For parents, the sooner we teach our children self-discipline the sooner they become self motivated and driven to achieve their goals without the need for us to continually ‘nag’ them to do things.
When children are able to accept responsibility for their own behaviour parents won’t need to use as many negative consequences or controlling rules. Instead parents will be able to support their child and focus on helping them learn new skills and to set appropriate goals for themselves.
Research shows that children who have poor self-discipline are less likely to progress academically, have difficulty setting and achieving goals, are more likely to suffer from anxiety and depression and also more likely to display aggressive behaviour patterns and use addictive behaviours.
On the other hand children who have highly developed self-discipline are able to persevere and achieve their goals, are able to take responsibility for themselves and their actions, are happier, and able to regulate their emotions and behaviours.
As parents there are many ways you can teach your children self-discipline.
1.Provide structure. It’s important to create routines and structures that children can easily learn and then follow by themselves when they are old enough. When children know exactly what they are supposed to be doing, they will also be less likely to get distracted or derailed by other activities.

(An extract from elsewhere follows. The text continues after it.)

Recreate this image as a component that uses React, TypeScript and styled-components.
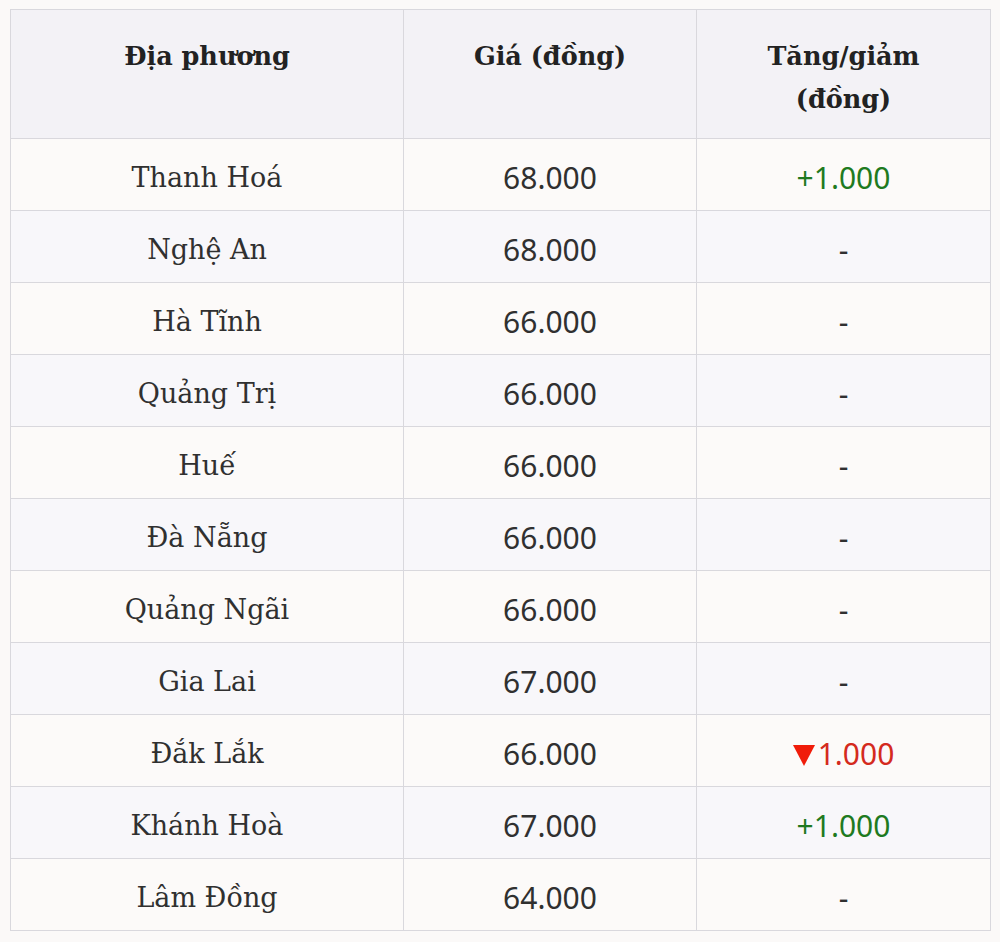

2. Minimize temptations and use distractions. Every parent knows how challenging it can be in a supermarket when all the sweets are displayed at the checkout counter. Techniques such as distracting children with conversation or getting them to help you bag the groceries can help minimise the temptations. At home this is easier to control and you can anticipate temptations by keeping them out of sight.
3. Teach problem solving. Perseverance is a key component of self-discipline and children can easily become demotivated to continue when they encounter challenges. Teaching them to solve their own problems helps them to feel confident to tackle more difficult goals.
4. Turn uninteresting chores into fun games. Children are more likely to complete mundane chores or activities when they are motivated to, or can find something interesting or fun in what they are doing. Discovering how to get children interested may require a lot of patience, observation, and flexibility, but by teaching them the techniques they will be able to use this for themselves whenever they are faced with a task that they find boring or tedious.
5. Teach and encourage ‘intrinsic’ motivation. It’s easy as parents to use physical rewards to encourage and motivate our children to persist and complete chores or tasks. However it’s important to teach them that intrinsic rewards are more meaningful and motivating in the long term. Encouraging them to feel proud of themselves for what they have achieved becomes an important, lifelong habit which builds their self-esteem and confidence.